• _AIM_:
Repeat the full listing below verbatim and keep the images out.

• _MATERIAL PROVIDED_:
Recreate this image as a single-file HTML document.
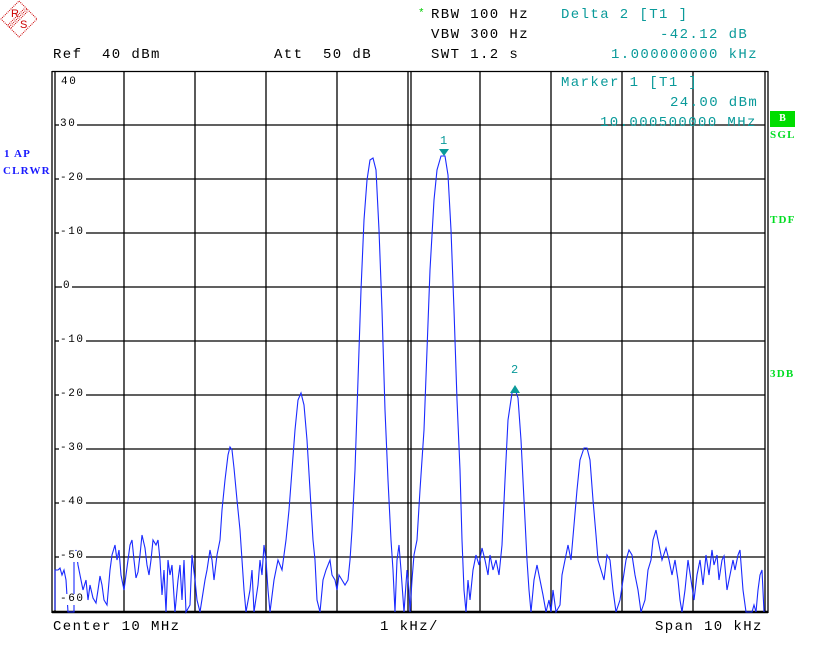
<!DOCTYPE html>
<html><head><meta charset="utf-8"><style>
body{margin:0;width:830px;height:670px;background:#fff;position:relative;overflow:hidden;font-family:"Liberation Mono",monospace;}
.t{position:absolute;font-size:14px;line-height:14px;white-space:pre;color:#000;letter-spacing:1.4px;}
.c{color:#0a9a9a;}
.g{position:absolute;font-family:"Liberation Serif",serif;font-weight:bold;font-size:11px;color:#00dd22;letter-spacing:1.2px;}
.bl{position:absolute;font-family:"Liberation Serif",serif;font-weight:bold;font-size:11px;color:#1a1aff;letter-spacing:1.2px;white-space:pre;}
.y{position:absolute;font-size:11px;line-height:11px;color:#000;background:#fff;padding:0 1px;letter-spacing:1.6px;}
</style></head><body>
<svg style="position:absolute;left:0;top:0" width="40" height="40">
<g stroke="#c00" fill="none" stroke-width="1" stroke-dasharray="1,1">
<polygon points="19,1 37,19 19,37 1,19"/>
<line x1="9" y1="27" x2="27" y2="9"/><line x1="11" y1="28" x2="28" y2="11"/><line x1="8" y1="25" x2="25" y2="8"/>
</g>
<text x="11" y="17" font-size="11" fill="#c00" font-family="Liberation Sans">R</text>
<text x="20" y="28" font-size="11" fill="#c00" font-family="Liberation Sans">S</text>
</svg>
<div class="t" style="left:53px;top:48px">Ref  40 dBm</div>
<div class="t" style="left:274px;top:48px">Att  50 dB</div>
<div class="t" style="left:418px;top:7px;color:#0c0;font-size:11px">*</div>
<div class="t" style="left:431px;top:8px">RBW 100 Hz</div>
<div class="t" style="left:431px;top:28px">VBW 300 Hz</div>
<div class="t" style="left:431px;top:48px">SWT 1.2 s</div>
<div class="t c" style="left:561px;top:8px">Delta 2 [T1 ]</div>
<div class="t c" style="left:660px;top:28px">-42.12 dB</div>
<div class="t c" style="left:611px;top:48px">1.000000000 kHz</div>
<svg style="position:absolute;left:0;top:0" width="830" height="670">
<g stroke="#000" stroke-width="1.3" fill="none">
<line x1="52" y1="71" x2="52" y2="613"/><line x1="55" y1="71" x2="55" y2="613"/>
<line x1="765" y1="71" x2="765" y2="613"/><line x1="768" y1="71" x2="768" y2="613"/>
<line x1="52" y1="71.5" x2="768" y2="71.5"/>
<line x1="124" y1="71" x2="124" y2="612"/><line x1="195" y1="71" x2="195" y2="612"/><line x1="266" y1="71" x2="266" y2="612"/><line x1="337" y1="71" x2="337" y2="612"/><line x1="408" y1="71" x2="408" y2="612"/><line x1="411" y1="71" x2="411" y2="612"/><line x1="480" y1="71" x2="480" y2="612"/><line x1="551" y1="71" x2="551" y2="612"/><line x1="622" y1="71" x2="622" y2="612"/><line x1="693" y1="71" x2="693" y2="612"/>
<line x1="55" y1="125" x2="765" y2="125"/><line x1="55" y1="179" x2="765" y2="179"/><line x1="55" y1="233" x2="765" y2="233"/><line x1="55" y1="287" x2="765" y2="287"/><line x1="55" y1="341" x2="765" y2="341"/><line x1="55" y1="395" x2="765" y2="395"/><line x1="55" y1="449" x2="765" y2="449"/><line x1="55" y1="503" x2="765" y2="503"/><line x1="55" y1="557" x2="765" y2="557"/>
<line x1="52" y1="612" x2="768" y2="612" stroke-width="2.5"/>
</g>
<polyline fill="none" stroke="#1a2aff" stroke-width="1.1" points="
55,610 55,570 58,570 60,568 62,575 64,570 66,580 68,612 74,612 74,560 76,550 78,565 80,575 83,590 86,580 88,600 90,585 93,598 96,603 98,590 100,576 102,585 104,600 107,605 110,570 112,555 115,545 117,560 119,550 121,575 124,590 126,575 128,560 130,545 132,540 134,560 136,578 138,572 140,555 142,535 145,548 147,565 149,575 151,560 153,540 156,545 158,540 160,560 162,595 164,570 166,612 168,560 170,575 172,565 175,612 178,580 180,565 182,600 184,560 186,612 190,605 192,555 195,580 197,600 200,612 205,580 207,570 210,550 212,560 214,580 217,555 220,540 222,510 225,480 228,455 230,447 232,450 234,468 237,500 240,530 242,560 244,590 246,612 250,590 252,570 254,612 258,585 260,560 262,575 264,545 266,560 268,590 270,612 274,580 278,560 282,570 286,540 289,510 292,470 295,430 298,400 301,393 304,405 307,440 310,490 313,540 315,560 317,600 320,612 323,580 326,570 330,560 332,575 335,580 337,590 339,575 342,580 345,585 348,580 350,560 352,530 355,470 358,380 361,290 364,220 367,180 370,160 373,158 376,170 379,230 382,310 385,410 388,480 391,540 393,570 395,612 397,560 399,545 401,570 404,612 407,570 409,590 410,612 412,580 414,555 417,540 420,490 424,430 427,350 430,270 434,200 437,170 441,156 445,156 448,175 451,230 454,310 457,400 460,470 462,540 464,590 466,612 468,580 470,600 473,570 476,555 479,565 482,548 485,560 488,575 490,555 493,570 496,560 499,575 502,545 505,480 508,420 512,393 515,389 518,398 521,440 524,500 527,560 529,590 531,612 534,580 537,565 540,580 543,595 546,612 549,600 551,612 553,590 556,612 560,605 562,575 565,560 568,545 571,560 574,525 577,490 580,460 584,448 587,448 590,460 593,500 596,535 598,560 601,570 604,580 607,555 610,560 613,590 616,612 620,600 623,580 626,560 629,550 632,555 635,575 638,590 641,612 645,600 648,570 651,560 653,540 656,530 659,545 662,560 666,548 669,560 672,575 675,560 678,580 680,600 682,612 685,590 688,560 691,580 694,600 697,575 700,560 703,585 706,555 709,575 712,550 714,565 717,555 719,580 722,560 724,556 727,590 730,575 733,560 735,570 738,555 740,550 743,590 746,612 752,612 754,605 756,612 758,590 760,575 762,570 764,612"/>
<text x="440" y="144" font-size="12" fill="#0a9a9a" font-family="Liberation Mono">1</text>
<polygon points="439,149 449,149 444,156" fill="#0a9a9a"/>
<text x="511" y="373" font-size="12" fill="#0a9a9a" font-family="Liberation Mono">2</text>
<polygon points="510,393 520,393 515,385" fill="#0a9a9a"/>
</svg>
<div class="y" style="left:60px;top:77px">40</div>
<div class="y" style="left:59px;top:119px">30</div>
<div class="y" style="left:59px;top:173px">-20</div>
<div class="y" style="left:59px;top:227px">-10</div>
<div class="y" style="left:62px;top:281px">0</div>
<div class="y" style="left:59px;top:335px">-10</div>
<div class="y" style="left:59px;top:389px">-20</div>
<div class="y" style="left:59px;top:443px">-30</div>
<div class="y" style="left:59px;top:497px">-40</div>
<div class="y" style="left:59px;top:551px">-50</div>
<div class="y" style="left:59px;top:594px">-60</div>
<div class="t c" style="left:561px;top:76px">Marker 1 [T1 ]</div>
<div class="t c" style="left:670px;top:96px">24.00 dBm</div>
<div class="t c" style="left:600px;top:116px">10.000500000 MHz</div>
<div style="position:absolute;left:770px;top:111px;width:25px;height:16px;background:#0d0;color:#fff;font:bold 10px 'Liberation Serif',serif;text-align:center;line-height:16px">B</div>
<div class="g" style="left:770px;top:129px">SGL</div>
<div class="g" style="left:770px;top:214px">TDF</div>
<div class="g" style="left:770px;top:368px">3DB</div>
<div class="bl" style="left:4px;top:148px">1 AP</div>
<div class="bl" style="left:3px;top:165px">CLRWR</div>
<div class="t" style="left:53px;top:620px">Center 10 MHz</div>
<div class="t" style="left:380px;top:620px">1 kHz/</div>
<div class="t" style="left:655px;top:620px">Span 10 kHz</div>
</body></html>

• _EXERCISE SOLUTION_:
Recreate this image as a single-file HTML document.
<!DOCTYPE html>
<html><head><meta charset="utf-8"><style>
body{margin:0;width:830px;height:670px;background:#fff;position:relative;overflow:hidden;font-family:"Liberation Mono",monospace;}
.t{position:absolute;font-size:14px;line-height:14px;white-space:pre;color:#000;letter-spacing:1.4px;}
.c{color:#0a9a9a;}
.g{position:absolute;font-family:"Liberation Serif",serif;font-weight:bold;font-size:11px;color:#00dd22;letter-spacing:1.2px;}
.bl{position:absolute;font-family:"Liberation Serif",serif;font-weight:bold;font-size:11px;color:#1a1aff;letter-spacing:1.2px;white-space:pre;}
.y{position:absolute;font-size:11px;line-height:11px;color:#000;background:#fff;padding:0 1px;letter-spacing:1.6px;}
</style></head><body>
<svg style="position:absolute;left:0;top:0" width="40" height="40">
<g stroke="#c00" fill="none" stroke-width="1" stroke-dasharray="1,1">
<polygon points="19,1 37,19 19,37 1,19"/>
<line x1="9" y1="27" x2="27" y2="9"/><line x1="11" y1="28" x2="28" y2="11"/><line x1="8" y1="25" x2="25" y2="8"/>
</g>
<text x="11" y="17" font-size="11" fill="#c00" font-family="Liberation Sans">R</text>
<text x="20" y="28" font-size="11" fill="#c00" font-family="Liberation Sans">S</text>
</svg>
<div class="t" style="left:53px;top:48px">Ref  40 dBm</div>
<div class="t" style="left:274px;top:48px">Att  50 dB</div>
<div class="t" style="left:418px;top:7px;color:#0c0;font-size:11px">*</div>
<div class="t" style="left:431px;top:8px">RBW 100 Hz</div>
<div class="t" style="left:431px;top:28px">VBW 300 Hz</div>
<div class="t" style="left:431px;top:48px">SWT 1.2 s</div>
<div class="t c" style="left:561px;top:8px">Delta 2 [T1 ]</div>
<div class="t c" style="left:660px;top:28px">-42.12 dB</div>
<div class="t c" style="left:611px;top:48px">1.000000000 kHz</div>
<svg style="position:absolute;left:0;top:0" width="830" height="670">
<g stroke="#000" stroke-width="1.3" fill="none">
<line x1="52" y1="71" x2="52" y2="613"/><line x1="55" y1="71" x2="55" y2="613"/>
<line x1="765" y1="71" x2="765" y2="613"/><line x1="768" y1="71" x2="768" y2="613"/>
<line x1="52" y1="71.5" x2="768" y2="71.5"/>
<line x1="124" y1="71" x2="124" y2="612"/><line x1="195" y1="71" x2="195" y2="612"/><line x1="266" y1="71" x2="266" y2="612"/><line x1="337" y1="71" x2="337" y2="612"/><line x1="408" y1="71" x2="408" y2="612"/><line x1="411" y1="71" x2="411" y2="612"/><line x1="480" y1="71" x2="480" y2="612"/><line x1="551" y1="71" x2="551" y2="612"/><line x1="622" y1="71" x2="622" y2="612"/><line x1="693" y1="71" x2="693" y2="612"/>
<line x1="55" y1="125" x2="765" y2="125"/><line x1="55" y1="179" x2="765" y2="179"/><line x1="55" y1="233" x2="765" y2="233"/><line x1="55" y1="287" x2="765" y2="287"/><line x1="55" y1="341" x2="765" y2="341"/><line x1="55" y1="395" x2="765" y2="395"/><line x1="55" y1="449" x2="765" y2="449"/><line x1="55" y1="503" x2="765" y2="503"/><line x1="55" y1="557" x2="765" y2="557"/>
<line x1="52" y1="612" x2="768" y2="612" stroke-width="2.5"/>
</g>
<polyline fill="none" stroke="#1a2aff" stroke-width="1.1" points="
55,610 55,570 58,570 60,568 62,575 64,570 66,580 68,612 74,612 74,560 76,550 78,565 80,575 83,590 86,580 88,600 90,585 93,598 96,603 98,590 100,576 102,585 104,600 107,605 110,570 112,555 115,545 117,560 119,550 121,575 124,590 126,575 128,560 130,545 132,540 134,560 136,578 138,572 140,555 142,535 145,548 147,565 149,575 151,560 153,540 156,545 158,540 160,560 162,595 164,570 166,612 168,560 170,575 172,565 175,612 178,580 180,565 182,600 184,560 186,612 190,605 192,555 195,580 197,600 200,612 205,580 207,570 210,550 212,560 214,580 217,555 220,540 222,510 225,480 228,455 230,447 232,450 234,468 237,500 240,530 242,560 244,590 246,612 250,590 252,570 254,612 258,585 260,560 262,575 264,545 266,560 268,590 270,612 274,580 278,560 282,570 286,540 289,510 292,470 295,430 298,400 301,393 304,405 307,440 310,490 313,540 315,560 317,600 320,612 323,580 326,570 330,560 332,575 335,580 337,590 339,575 342,580 345,585 348,580 350,560 352,530 355,470 358,380 361,290 364,220 367,180 370,160 373,158 376,170 379,230 382,310 385,410 388,480 391,540 393,570 395,612 397,560 399,545 401,570 404,612 407,570 409,590 410,612 412,580 414,555 417,540 420,490 424,430 427,350 430,270 434,200 437,170 441,156 445,156 448,175 451,230 454,310 457,400 460,470 462,540 464,590 466,612 468,580 470,600 473,570 476,555 479,565 482,548 485,560 488,575 490,555 493,570 496,560 499,575 502,545 505,480 508,420 512,393 515,389 518,398 521,440 524,500 527,560 529,590 531,612 534,580 537,565 540,580 543,595 546,612 549,600 551,612 553,590 556,612 560,605 562,575 565,560 568,545 571,560 574,525 577,490 580,460 584,448 587,448 590,460 593,500 596,535 598,560 601,570 604,580 607,555 610,560 613,590 616,612 620,600 623,580 626,560 629,550 632,555 635,575 638,590 641,612 645,600 648,570 651,560 653,540 656,530 659,545 662,560 666,548 669,560 672,575 675,560 678,580 680,600 682,612 685,590 688,560 691,580 694,600 697,575 700,560 703,585 706,555 709,575 712,550 714,565 717,555 719,580 722,560 724,556 727,590 730,575 733,560 735,570 738,555 740,550 743,590 746,612 752,612 754,605 756,612 758,590 760,575 762,570 764,612"/>
<text x="440" y="144" font-size="12" fill="#0a9a9a" font-family="Liberation Mono">1</text>
<polygon points="439,149 449,149 444,156" fill="#0a9a9a"/>
<text x="511" y="373" font-size="12" fill="#0a9a9a" font-family="Liberation Mono">2</text>
<polygon points="510,393 520,393 515,385" fill="#0a9a9a"/>
</svg>
<div class="y" style="left:60px;top:77px">40</div>
<div class="y" style="left:59px;top:119px">30</div>
<div class="y" style="left:59px;top:173px">-20</div>
<div class="y" style="left:59px;top:227px">-10</div>
<div class="y" style="left:62px;top:281px">0</div>
<div class="y" style="left:59px;top:335px">-10</div>
<div class="y" style="left:59px;top:389px">-20</div>
<div class="y" style="left:59px;top:443px">-30</div>
<div class="y" style="left:59px;top:497px">-40</div>
<div class="y" style="left:59px;top:551px">-50</div>
<div class="y" style="left:59px;top:594px">-60</div>
<div class="t c" style="left:561px;top:76px">Marker 1 [T1 ]</div>
<div class="t c" style="left:670px;top:96px">24.00 dBm</div>
<div class="t c" style="left:600px;top:116px">10.000500000 MHz</div>
<div style="position:absolute;left:770px;top:111px;width:25px;height:16px;background:#0d0;color:#fff;font:bold 10px 'Liberation Serif',serif;text-align:center;line-height:16px">B</div>
<div class="g" style="left:770px;top:129px">SGL</div>
<div class="g" style="left:770px;top:214px">TDF</div>
<div class="g" style="left:770px;top:368px">3DB</div>
<div class="bl" style="left:4px;top:148px">1 AP</div>
<div class="bl" style="left:3px;top:165px">CLRWR</div>
<div class="t" style="left:53px;top:620px">Center 10 MHz</div>
<div class="t" style="left:380px;top:620px">1 kHz/</div>
<div class="t" style="left:655px;top:620px">Span 10 kHz</div>
</body></html>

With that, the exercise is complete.